_GOAL:_ Repeat, exactly and only, the lines from the beginning of the data through the line with "import React from". Pictures are left out.
** start **
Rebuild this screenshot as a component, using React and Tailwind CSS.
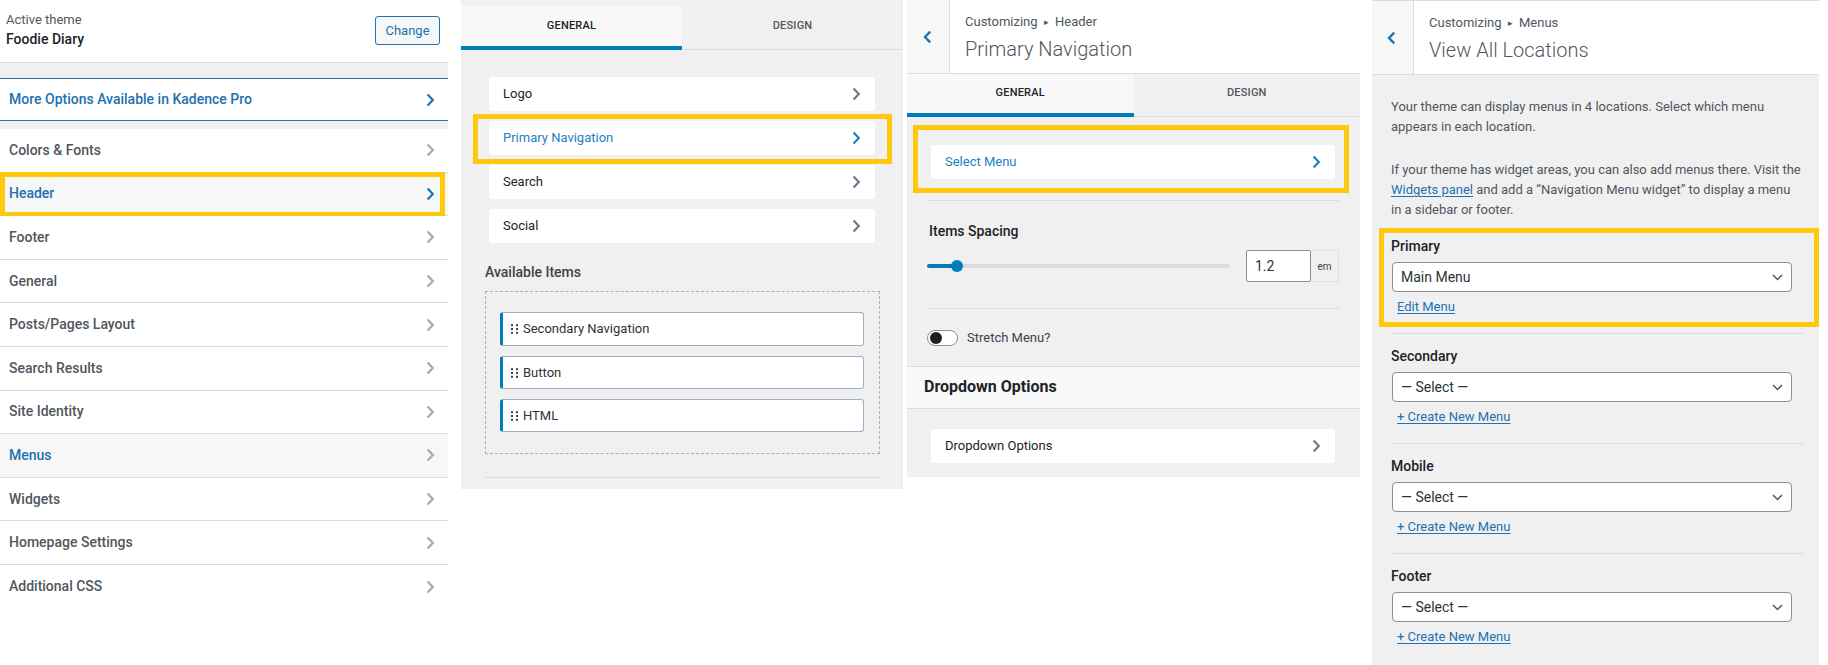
import React from "react";

function ChevronRight({ className = "" }) {
  return (
    <svg width="9" height="14" viewBox="0 0 9 14" fill="none" className={className}>
      <path d="M1.6 1.6 L6.8 7 L1.6 12.4" stroke="currentColor" strokeWidth="2.2" />
    </svg>
  );
}

function ChevronLeft({ className = "" }) {
  return (
    <svg width="9" height="14" viewBox="0 0 9 14" fill="none" className={className}>
      <path d="M7.2 1.6 L2 7 L7.2 12.4" stroke="currentColor" strokeWidth="2.4" />
    </svg>
  );
}

function ChevronDown() {
  return (
    <svg width="11" height="7" viewBox="0 0 11 7" fill="none" className="text-[#50575e]">
      <path d="M1 1 L5.5 5.5 L10 1" stroke="currentColor" strokeWidth="1.5" />
    </svg>
  );
}

function DragHandle() {
  return (
    <svg width="7" height="10" viewBox="0 0 7 10" className="text-[#3c434a]">
      {[1.2, 5, 8.8].map((y) =>
        [1, 6].map((x) => <rect key={`${x}-${y}`} x={x - 1} y={y - 1} width="2" height="2" fill="currentColor" />)
      )}
    </svg>
  );
}

function Highlight({ className }) {
  return <div className={`pointer-events-none absolute border-[5px] border-[#ffc90b] ${className}`} />;
}

const rows = [
  { label: "Colors & Fonts" },
  { label: "Header", active: true, highlight: true },
  { label: "Footer" },
  { label: "General" },
  { label: "Posts/Pages Layout" },
  { label: "Search Results" },
  { label: "Site Identity" },
  { label: "Menus", current: true },
  { label: "Widgets" },
  { label: "Homepage Settings" },
  { label: "Additional CSS" },
];

function PanelOne() {
  return (
    <div className="w-[448px] shrink-0 bg-white">
      <div className="h-[63px] border-b border-[#dcdcde] flex items-start justify-between pl-[6px] pr-[8px]">
        <div className="pt-[11px]">
          <div className="text-[13px] leading-[18px] text-[#50575e]">Active theme</div>
          <div className="text-[14px] leading-[20px] font-medium text-[#1d2327]">Foodie Diary</div>
        </div>
        <button className="mt-[16px] h-[29px] w-[65px] border border-[#2271b1] rounded-[3px] bg-[#f6f7f7] text-[#2271b1] text-[13px] leading-none">
          Change
        </button>
      </div>
      <div className="h-[15px] bg-[#f0f0f0]" />
      <div className="h-[43px] border-y border-[#2271b1] flex items-center justify-between pl-[9px] pr-[13px] bg-white">
        <span className="text-[14px] font-medium text-[#2271b1]">More Options Available in Kadence Pro</span>
        <ChevronRight className="text-[#2271b1]" />
      </div>
      <div className="h-[8px] bg-[#f0f0f0]" />
      {rows.map((r, i) => (
        <div
          key={r.label}
          className={`relative h-[43.6px] flex items-center justify-between pl-[9px] pr-[13px] ${
            i < rows.length - 1 ? "border-b border-[#dcdcde]" : ""
          } ${r.active || r.current ? "bg-[#f6f7f7]" : "bg-white"}`}
        >
          <span
            className={`text-[14px] font-medium ${r.active || r.current ? "text-[#2271b1]" : "text-[#50575e]"}`}
          >
            {r.label}
          </span>
          <ChevronRight className={r.active ? "text-[#2271b1]" : "text-[#a7aaad]"} />
          {r.highlight && <Highlight className="-top-[1px] -bottom-[2px] left-0 right-[3px]" />}
        </div>
      ))}
    </div>
  );
}

function Tabs({ height }) {
  return (
    <div className={`flex ${height}`}>
      <div className="w-1/2 bg-[#f8f8f8] border-b-4 border-[#007cba] flex items-center justify-center text-[11px] font-medium text-[#1d2327] tracking-[0.2px]">
        GENERAL
      </div>
      <div className="w-1/2 border-b border-[#dcdcde] flex items-center justify-center pb-[3px] text-[11px] font-medium text-[#50575e] tracking-[0.2px]">
        DESIGN
      </div>
    </div>
  );
}

function Card({ label, blue, highlight, hlClass }) {
  return (
    <div className="relative h-[34px] bg-white rounded-[3px] flex items-center justify-between pl-[14px] pr-[14px]">
      <span className={`text-[13px] ${blue ? "text-[#1f7fc1]" : "text-[#1d2327]"}`}>{label}</span>
      <ChevronRight className={blue ? "text-[#1f7fc1]" : "text-[#6e7b8c]"} />
      {highlight && <Highlight className={hlClass} />}
    </div>
  );
}

function PanelTwo() {
  return (
    <div className="ml-[13px] w-[442px] h-[489px] shrink-0 bg-[#f0f0f0] pt-[6px]">
      <Tabs height="h-[44px]" />
      <div className="px-[28px] pt-[27px] flex flex-col gap-[10px]">
        <Card label="Logo" />
        <Card
          label="Primary Navigation"
          blue
          highlight
          hlClass="-top-[7px] -bottom-[9px] -left-[16px] -right-[17px]"
        />
        <Card label="Search" />
        <Card label="Social" />
      </div>
      <div className="px-[24px] mt-[19px] text-[14px] leading-[20px] font-medium text-[#3c434a]">Available Items</div>
      <div className="mx-[24px] mr-[23px] mt-[9px] h-[163px] border border-dashed border-[#9fb0c4] pt-[20px] pl-[14px] pr-[15px] flex flex-col gap-[10px]">
        {["Secondary Navigation", "Button", "HTML"].map((t, i) => (
          <div
            key={t}
            className={`${i === 0 ? "h-[34px]" : "h-[33px]"} bg-white border border-[#9fb0c4] border-l-[3px] border-l-[#007cba] rounded-[3px] flex items-center pl-[8px] gap-[5px]`}
          >
            <DragHandle />
            <span className="text-[13px] text-[#2c3338]">{t}</span>
          </div>
        ))}
      </div>
      <div className="mx-[24px] mr-[23px] mt-[23px] border-t border-[#dcdcde]" />
    </div>
  );
}

function SubHeader({ crumb, title, backW }) {
  return (
    <div className="h-[74px] border-b border-[#dcdcde] bg-white flex">
      <div className={`${backW} h-full bg-[#f6f7f7] border-r border-[#dcdcde] flex items-center justify-center pr-[2px]`}>
        <ChevronLeft className="text-[#2271b1]" />
      </div>
      <div className="pl-[15px] pt-[12px]">
        <div className="text-[13px] leading-[20px] text-[#50575e]">
          Customizing <span className="text-[9px] align-[1px] mx-[3px]">▸</span> {crumb}
        </div>
        <div className="mt-[3px] text-[20px] leading-[28px] font-light text-[#50575e]">{title}</div>
      </div>
    </div>
  );
}

function PanelThree() {
  return (
    <div className="ml-[4px] w-[453px] h-[477px] shrink-0 bg-[#f0f0f0]">
      <SubHeader crumb="Header" title="Primary Navigation" backW="w-[43px]" />
      <Tabs height="h-[43px]" />
      <div className="pl-[24px] pr-[25px] pt-[28px]">
        <Card
          label="Select Menu"
          blue
          highlight
          hlClass="-top-[20px] -bottom-[14px] -left-[18px] -right-[14px]"
        />
      </div>
      <div className="ml-[20px] mr-[21px] mt-[21px] border-t border-[#dcdcde]" />
      <div className="ml-[22px] mt-[20px] text-[14px] leading-[20px] font-medium text-[#1d2327]">Items Spacing</div>
      <div className="ml-[20px] mr-[21px] mt-[9px] flex items-center">
        <div className="relative w-[303px] h-[4px] rounded-full bg-[#dcdcde]">
          <div className="w-[30px] h-full rounded-full bg-[#007cba]" />
          <div className="absolute left-[24px] -top-[4px] w-[12px] h-[12px] rounded-full bg-[#007cba]" />
        </div>
        <div className="ml-[16px] w-[65px] h-[32px] bg-white border border-[#8c8f94] rounded-[2px] flex items-center pl-[8px] text-[14px] text-[#2c3338]">
          1.2
        </div>
        <div className="w-[28px] h-[32px] border border-l-0 border-[#e0e0e0] bg-[#f0f0f0] flex items-center justify-center text-[10px] text-[#3c434a]">
          em
        </div>
      </div>
      <div className="ml-[20px] mr-[21px] mt-[26px] border-t border-[#dcdcde]" />
      <div className="ml-[20px] mt-[19px] flex items-center gap-[9px]">
        <div className="w-[31px] h-[16px] rounded-full border border-[#8c8f94] bg-white flex items-center pl-[2px]">
          <div className="w-[12px] h-[12px] rounded-full bg-[#1e1e1e]" />
        </div>
        <span className="text-[13px] text-[#3c434a]">Stretch Menu?</span>
      </div>
      <div className="mt-[18px] h-[43px] border-y border-[#dcdcde] bg-[#f9f9f9] flex items-center pl-[17px] text-[16px] font-bold text-[#1d2327]">
        Dropdown Options
      </div>
      <div className="pl-[24px] pr-[25px] pt-[20px]">
        <Card label="Dropdown Options" />
      </div>
    </div>
  );
}

function Location({ label, value, link, highlight }) {
  return (
    <div className="relative">
      <div className="pl-[19px] text-[14px] leading-[20px] font-medium text-[#1d2327]">{label}</div>
      <div className="ml-[20px] mr-[27px] mt-[6px] h-[30px] bg-white border border-[#8c8f94] rounded-[4px] flex items-center justify-between pl-[8px] pr-[8px]">
        <span className="text-[14px] text-[#2c3338]">{value}</span>
        <ChevronDown />
      </div>
      <div className="pl-[25px] mt-[5px] text-[13px] leading-[20px]">
        <span className="text-[#2271b1] underline underline-offset-[2px]">{link}</span>
      </div>
      {highlight && <Highlight className="-top-[8px] -bottom-[10px] left-[7px] right-0" />}
    </div>
  );
}

function PanelFour() {
  return (
    <div className="ml-[12px] w-[447px] h-[665px] shrink-0 bg-[#f0f0f0] border-t border-[#dcdcde] flex flex-col">
      <SubHeader crumb="Menus" title="View All Locations" backW="w-[42px]" />
      <div className="pl-[19px] pt-[22px] text-[13px] leading-[20px] text-[#50575e] whitespace-nowrap">
        <p>
          Your theme can display menus in 4 locations. Select which menu
          <br />
          appears in each location.
        </p>
        <p className="mt-[23px]">
          If your theme has widget areas, you can also add menus there. Visit the
          <br />
          <span className="text-[#2271b1] underline underline-offset-[2px]">Widgets panel</span> and add a “Navigation Menu widget” to display a menu
          <br />
          in a sidebar or footer.
        </p>
      </div>
      <div className="mt-[16px] flex flex-col">
        <Location label="Primary" value="Main Menu" link="Edit Menu" highlight />
        <div className="ml-[19px] mr-[16px] mt-[16px] mb-[12px] border-t border-[#dcdcde]" />
        <Location label="Secondary" value="— Select —" link="+ Create New Menu" />
        <div className="ml-[19px] mr-[16px] mt-[16px] mb-[12px] border-t border-[#dcdcde]" />
        <Location label="Mobile" value="— Select —" link="+ Create New Menu" />
        <div className="ml-[19px] mr-[16px] mt-[16px] mb-[12px] border-t border-[#dcdcde]" />
        <Location label="Footer" value="— Select —" link="+ Create New Menu" />
      </div>
    </div>
  );
}

export default function App() {
  return (
    <div className="w-[1828px] h-[665px] overflow-hidden bg-white flex items-start font-['Roboto','Noto_Sans',sans-serif]">
      <PanelOne />
      <PanelTwo />
      <PanelThree />
      <PanelFour />
    </div>
  );
}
** end **
_FINISHED TASK:_
Rebuild this screenshot as a component, using React and Tailwind CSS.
import React from "react";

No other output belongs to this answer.